GOAL OF THE EXERCISE: Copy all lines below exactly as written. Leave pictures out.

── AVAILABLE DATA ──

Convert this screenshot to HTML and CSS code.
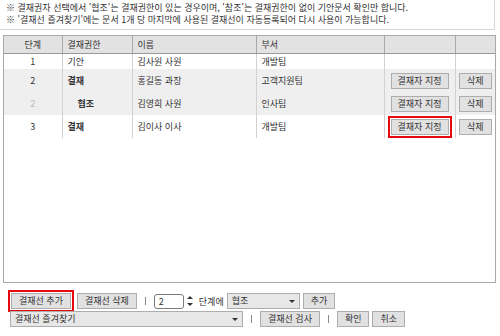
FILE: index.html
```html
<!DOCTYPE html>
<html lang="ko">
<head>
    <meta charset="UTF-8">
    <title>결재선 지정</title>
    <link rel="stylesheet" href="styles.css">
</head>
<body>
    <div class="notice">
        <p>※ 결재권자 선택에서 '협조'는 결재권한이 있는 경우이며, '참조'는 결재권한이 없이 기안문서 확인만 합니다.</p>
        <p>※ '결재선 즐겨찾기'에는 문서 1개 당 마지막에 사용된 결재선이 자동등록되어 다시 사용이 가능합니다.</p>
    </div>

    <div class="line-box">
        <table class="line-table">
            <colgroup>
                <col class="c-step">
                <col class="c-auth">
                <col class="c-name">
                <col class="c-dept">
                <col class="c-pick">
                <col class="c-del">
            </colgroup>
            <thead>
                <tr>
                    <th class="center">단계</th>
                    <th>결재권한</th>
                    <th>이름</th>
                    <th>부서</th>
                    <th></th>
                    <th></th>
                </tr>
            </thead>
            <tbody>
                <tr class="short">
                    <td class="center">1</td>
                    <td>기안</td>
                    <td>김사원 사원</td>
                    <td>개발팀</td>
                    <td></td>
                    <td></td>
                </tr>
                <tr class="shade">
                    <td class="center">2</td>
                    <td class="strong">결재</td>
                    <td>홍길동 과장</td>
                    <td>고객지원팀</td>
                    <td class="center"><button class="btn btn-pick">결재자 지정</button></td>
                    <td class="center"><button class="btn">삭제</button></td>
                </tr>
                <tr class="shade">
                    <td class="center dim">2</td>
                    <td class="strong sub">협조</td>
                    <td>김영희 사원</td>
                    <td>인사팀</td>
                    <td class="center"><button class="btn btn-pick">결재자 지정</button></td>
                    <td class="center"><button class="btn">삭제</button></td>
                </tr>
                <tr>
                    <td class="center">3</td>
                    <td class="strong">결재</td>
                    <td>김이사 이사</td>
                    <td>개발팀</td>
                    <td class="center"><span class="mark"><button class="btn btn-pick">결재자 지정</button></span></td>
                    <td class="center"><button class="btn">삭제</button></td>
                </tr>
            </tbody>
        </table>
    </div>

    <div class="toolbar">
        <div class="tool-row">
            <span class="mark mark-add"><button class="btn">결재선 추가</button></span>
            <button class="btn">결재선 삭제</button>
            <span class="sep"></span>
            <span class="spin">
                <span class="num">2</span>
                <svg class="arrows" width="6" height="12" viewBox="0 0 6 12">
                    <path d="M0 4 L3 1 L6 4 Z" fill="#333"/>
                    <path d="M0 8 L3 11 L6 8 Z" fill="#333"/>
                </svg>
            </span>
            <span class="label">단계에</span>
            <span class="select select-auth">협조<i class="caret"></i></span>
            <button class="btn">추가</button>
        </div>
        <div class="tool-row">
            <span class="select select-fav">결재선 즐겨찾기<i class="caret"></i></span>
            <span class="sep"></span>
            <button class="btn">결재선 검사</button>
            <span class="sep"></span>
            <button class="btn">확인</button>
            <button class="btn">취소</button>
        </div>
    </div>
</body>
</html>
```

FILE: styles.css
```css
body {
    margin: 0;
    font-family: "Noto Sans CJK KR", "Noto Sans", sans-serif;
    font-size: 9px;
    color: #333333;
    background: #ffffff;
}

.notice {
    width: 488px;
    padding: 2px 0 3px 6px;
    border-right: 1px solid #d6d6d6;
    border-bottom: 1px solid #d6d6d6;
}

.notice p {
    margin: 0;
    line-height: 12px;
}

.line-box {
    margin: 5px 4px 0 3px;
    height: 246px;
    border: 1px solid #a9a9a9;
}

.line-table {
    width: 100%;
    border-collapse: collapse;
    table-layout: fixed;
}

.c-step { width: 58px; }
.c-auth { width: 70px; }
.c-name { width: 124px; }
.c-dept { width: 128px; }
.c-pick { width: 71px; }

.line-table th {
    height: 17px;
    padding: 0 0 0 5px;
    background: #e2e2e2;
    font-weight: normal;
    text-align: left;
    border-left: 1px solid #a9a9a9;
    border-bottom: 1px solid #999999;
}

.line-table td {
    height: 23px;
    padding: 0 0 0 5px;
    border-left: 1px solid #d2d2d2;
    white-space: nowrap;
}

.line-table th:first-child,
.line-table td:first-child {
    border-left: none;
}

.line-table .center {
    text-align: center;
    padding-left: 0;
}

.line-table tr.short td {
    height: 15px;
}

.line-table tr.shade td {
    background: #efefef;
}

.strong {
    font-weight: bold;
}

.sub {
    padding-left: 15px !important;
}

.dim {
    color: #b8b8b8;
}

.btn {
    font-family: inherit;
    font-size: 9px;
    color: #333333;
    height: 16px;
    padding: 0 7px;
    background: #e1e1e1;
    border: 1px solid #adadad;
    border-radius: 0;
    line-height: 14px;
    vertical-align: middle;
}

.btn-pick {
    width: 58px;
    padding: 0;
}

.mark {
    display: inline-block;
    padding: 1px;
    border: 2px solid #e8090f;
    line-height: 0;
}

.toolbar {
    padding: 8px 0 0 9px;
}

.tool-row {
    display: flex;
    align-items: center;
    gap: 3px;
    height: 20px;
}

.tool-row + .tool-row {
    height: 16px;
    padding-left: 1px;
}

.mark-add {
    margin-left: -1px;
}

.sep {
    width: 1px;
    height: 8px;
    background: #8a8a8a;
    margin: 0 5px;
}

.spin {
    display: flex;
    align-items: center;
    gap: 3px;
}

.num {
    width: 24px;
    height: 13px;
    padding-left: 4px;
    line-height: 13px;
    border: 1px solid #7a7a7a;
    border-radius: 3px;
    background: #ffffff;
}

.arrows {
    margin-right: 3px;
}

.select {
    position: relative;
    height: 14px;
    line-height: 14px;
    padding-left: 4px;
    background: #e7e7e7;
    border: 1px solid #adadad;
}

.select-auth {
    width: 67px;
}

.select-fav {
    width: 227px;
}

.caret {
    position: absolute;
    right: 4px;
    top: 6px;
    border-left: 3px solid transparent;
    border-right: 3px solid transparent;
    border-top: 3px solid #333333;
}
```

───

THE ANSWER:
Convert this screenshot to HTML and CSS code.
FILE: index.html
```html
<!DOCTYPE html>
<html lang="ko">
<head>
    <meta charset="UTF-8">
    <title>결재선 지정</title>
    <link rel="stylesheet" href="styles.css">
</head>
<body>
    <div class="notice">
        <p>※ 결재권자 선택에서 '협조'는 결재권한이 있는 경우이며, '참조'는 결재권한이 없이 기안문서 확인만 합니다.</p>
        <p>※ '결재선 즐겨찾기'에는 문서 1개 당 마지막에 사용된 결재선이 자동등록되어 다시 사용이 가능합니다.</p>
    </div>

    <div class="line-box">
        <table class="line-table">
            <colgroup>
                <col class="c-step">
                <col class="c-auth">
                <col class="c-name">
                <col class="c-dept">
                <col class="c-pick">
                <col class="c-del">
            </colgroup>
            <thead>
                <tr>
                    <th class="center">단계</th>
                    <th>결재권한</th>
                    <th>이름</th>
                    <th>부서</th>
                    <th></th>
                    <th></th>
                </tr>
            </thead>
            <tbody>
                <tr class="short">
                    <td class="center">1</td>
                    <td>기안</td>
                    <td>김사원 사원</td>
                    <td>개발팀</td>
                    <td></td>
                    <td></td>
                </tr>
                <tr class="shade">
                    <td class="center">2</td>
                    <td class="strong">결재</td>
                    <td>홍길동 과장</td>
                    <td>고객지원팀</td>
                    <td class="center"><button class="btn btn-pick">결재자 지정</button></td>
                    <td class="center"><button class="btn">삭제</button></td>
                </tr>
                <tr class="shade">
                    <td class="center dim">2</td>
                    <td class="strong sub">협조</td>
                    <td>김영희 사원</td>
                    <td>인사팀</td>
                    <td class="center"><button class="btn btn-pick">결재자 지정</button></td>
                    <td class="center"><button class="btn">삭제</button></td>
                </tr>
                <tr>
                    <td class="center">3</td>
                    <td class="strong">결재</td>
                    <td>김이사 이사</td>
                    <td>개발팀</td>
                    <td class="center"><span class="mark"><button class="btn btn-pick">결재자 지정</button></span></td>
                    <td class="center"><button class="btn">삭제</button></td>
                </tr>
            </tbody>
        </table>
    </div>

    <div class="toolbar">
        <div class="tool-row">
            <span class="mark mark-add"><button class="btn">결재선 추가</button></span>
            <button class="btn">결재선 삭제</button>
            <span class="sep"></span>
            <span class="spin">
                <span class="num">2</span>
                <svg class="arrows" width="6" height="12" viewBox="0 0 6 12">
                    <path d="M0 4 L3 1 L6 4 Z" fill="#333"/>
                    <path d="M0 8 L3 11 L6 8 Z" fill="#333"/>
                </svg>
            </span>
            <span class="label">단계에</span>
            <span class="select select-auth">협조<i class="caret"></i></span>
            <button class="btn">추가</button>
        </div>
        <div class="tool-row">
            <span class="select select-fav">결재선 즐겨찾기<i class="caret"></i></span>
            <span class="sep"></span>
            <button class="btn">결재선 검사</button>
            <span class="sep"></span>
            <button class="btn">확인</button>
            <button class="btn">취소</button>
        </div>
    </div>
</body>
</html>
```

FILE: styles.css
```css
body {
    margin: 0;
    font-family: "Noto Sans CJK KR", "Noto Sans", sans-serif;
    font-size: 9px;
    color: #333333;
    background: #ffffff;
}

.notice {
    width: 488px;
    padding: 2px 0 3px 6px;
    border-right: 1px solid #d6d6d6;
    border-bottom: 1px solid #d6d6d6;
}

.notice p {
    margin: 0;
    line-height: 12px;
}

.line-box {
    margin: 5px 4px 0 3px;
    height: 246px;
    border: 1px solid #a9a9a9;
}

.line-table {
    width: 100%;
    border-collapse: collapse;
    table-layout: fixed;
}

.c-step { width: 58px; }
.c-auth { width: 70px; }
.c-name { width: 124px; }
.c-dept { width: 128px; }
.c-pick { width: 71px; }

.line-table th {
    height: 17px;
    padding: 0 0 0 5px;
    background: #e2e2e2;
    font-weight: normal;
    text-align: left;
    border-left: 1px solid #a9a9a9;
    border-bottom: 1px solid #999999;
}

.line-table td {
    height: 23px;
    padding: 0 0 0 5px;
    border-left: 1px solid #d2d2d2;
    white-space: nowrap;
}

.line-table th:first-child,
.line-table td:first-child {
    border-left: none;
}

.line-table .center {
    text-align: center;
    padding-left: 0;
}

.line-table tr.short td {
    height: 15px;
}

.line-table tr.shade td {
    background: #efefef;
}

.strong {
    font-weight: bold;
}

.sub {
    padding-left: 15px !important;
}

.dim {
    color: #b8b8b8;
}

.btn {
    font-family: inherit;
    font-size: 9px;
    color: #333333;
    height: 16px;
    padding: 0 7px;
    background: #e1e1e1;
    border: 1px solid #adadad;
    border-radius: 0;
    line-height: 14px;
    vertical-align: middle;
}

.btn-pick {
    width: 58px;
    padding: 0;
}

.mark {
    display: inline-block;
    padding: 1px;
    border: 2px solid #e8090f;
    line-height: 0;
}

.toolbar {
    padding: 8px 0 0 9px;
}

.tool-row {
    display: flex;
    align-items: center;
    gap: 3px;
    height: 20px;
}

.tool-row + .tool-row {
    height: 16px;
    padding-left: 1px;
}

.mark-add {
    margin-left: -1px;
}

.sep {
    width: 1px;
    height: 8px;
    background: #8a8a8a;
    margin: 0 5px;
}

.spin {
    display: flex;
    align-items: center;
    gap: 3px;
}

.num {
    width: 24px;
    height: 13px;
    padding-left: 4px;
    line-height: 13px;
    border: 1px solid #7a7a7a;
    border-radius: 3px;
    background: #ffffff;
}

.arrows {
    margin-right: 3px;
}

.select {
    position: relative;
    height: 14px;
    line-height: 14px;
    padding-left: 4px;
    background: #e7e7e7;
    border: 1px solid #adadad;
}

.select-auth {
    width: 67px;
}

.select-fav {
    width: 227px;
}

.caret {
    position: absolute;
    right: 4px;
    top: 6px;
    border-left: 3px solid transparent;
    border-right: 3px solid transparent;
    border-top: 3px solid #333333;
}
```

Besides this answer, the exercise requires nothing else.